I suppose it’s that time where we are having the last Friday, Saturday and Wednesday of 2012! I feel like New Year’s Eve, while it’s a great evening, is just overrated. I don’t know, I never used to think this way, but something changed. People are saying that they’re going to stop smoking, starting eating healthier, to be happier, to finally come out, to not be such an ass, but why wait until January 1st? I think that’s what gets me now. People are making their resolutions and are set on starting them on the first of January at midnight after that damn ball drops in Times Square. Some end up following through with their resolutions and others fail to remember them by the time Valentine’s Day comes around.

January 1st is an easy day to remember though. I can see why the world makes resolutions and try to change their life on that day. I can tell you what I was doing last year on New Year’s Eve. I was on Skype with my cousin’s at 10:50 EST, ten minutes before it was January 1st in Nova Scotia, Canada. I brought in the New Year with them via Skype. My mom and dad were in the living room with my brother and Sue, a good friend of my mom’s. Sue was on the wagon due to chemotherapy and I was drinking. Two years ago I was washing dishes with my aunt, talking about my resolution being eating healthier and she went on a whole lecture on how to do that. Three years ago, I was in Canada singing, horribly might I add, on friggen Rock Band. This year, I’ll bring the New Year in with my class… Something I’m not overly thrilled about due to recent events, but I’ll be with friends, another night I won’t forget.

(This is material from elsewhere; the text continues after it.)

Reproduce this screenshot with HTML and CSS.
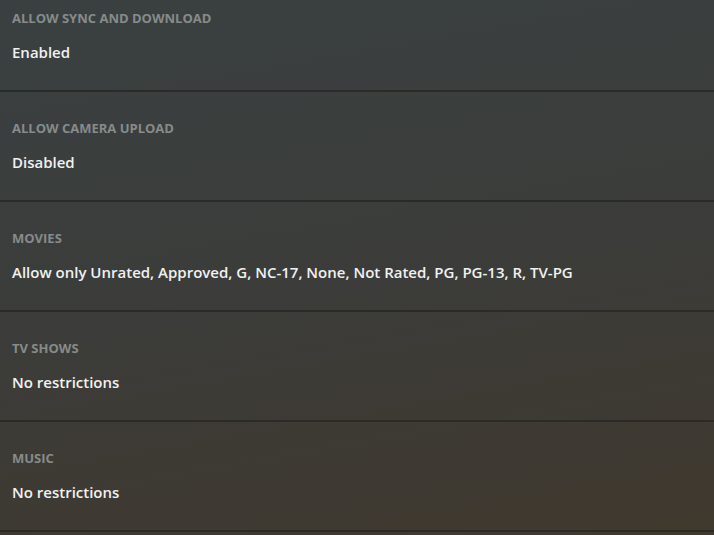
FILE: index.html
```html
<!DOCTYPE html>
<html lang="en">
<head>
    <meta charset="UTF-8">
    <title>Restrictions</title>
    <link rel="stylesheet" href="styles.css">
</head>
<body>
    <ul class="settingsList">
        <li class="settingItem">
            <h4 class="settingLabel">Allow Sync and Download</h4>
            <p class="settingValue">Enabled</p>
        </li>
        <li class="settingItem">
            <h4 class="settingLabel">Allow Camera Upload</h4>
            <p class="settingValue">Disabled</p>
        </li>
        <li class="settingItem">
            <h4 class="settingLabel">Movies</h4>
            <p class="settingValue">Allow only Unrated, Approved, G, NC-17, None, Not Rated, PG, PG-13, R, TV-PG</p>
        </li>
        <li class="settingItem">
            <h4 class="settingLabel">TV Shows</h4>
            <p class="settingValue">No restrictions</p>
        </li>
        <li class="settingItem">
            <h4 class="settingLabel">Music</h4>
            <p class="settingValue">No restrictions</p>
        </li>
    </ul>
</body>
</html>
```

FILE: styles.css
```css
* {
    padding: 0;
    margin: 0;
    box-sizing: border-box;
}

html,
body {
    height: 100%;
}

body {
    font-family: "Open Sans", "Liberation Sans", sans-serif;
    background: linear-gradient(170deg, #3a4041 0%, #3b3d3b 45%, #3e3a33 80%, #40392e 100%);
    overflow: hidden;
}

/* list is scrolled a little, top of the first row is out of view */
ul.settingsList {
    list-style: none;
    margin-top: -18px;
}

li.settingItem {
    height: 110px;
    padding: 27px 12px 0;
    border-bottom: 2px solid #2a2a27;
}

h4.settingLabel {
    font-size: 13px;
    line-height: 18px;
    font-weight: 700;
    text-transform: uppercase;
    color: #878b8a;
}

p.settingValue {
    margin-top: 15px;
    font-size: 15px;
    line-height: 20px;
    font-weight: 600;
    color: #f1f1f1;
}
```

I digressed from resolutions. I can’t tell you what they were for past years, but even thought I don’t fully understand the point of waiting until this specific day, I do have resolutions. The whole picture that went around every damn social media site about getting a Mason jar and writing good memories on it and opening it a year later, I want to do that. This year was especially hard and hey! It’s not going anywhere decent, but I want to have that there so when I don’t have an Allstar Weekend concert to look forward to, I at least know that my life is worth continuing. But I suppose another one of my resolutions is to stay clean. Yes, as hard as this is to type, I am hoping to fucking blue skies that my one friend shows up… I’m going to get rid of those razor blades on Monday. I promise.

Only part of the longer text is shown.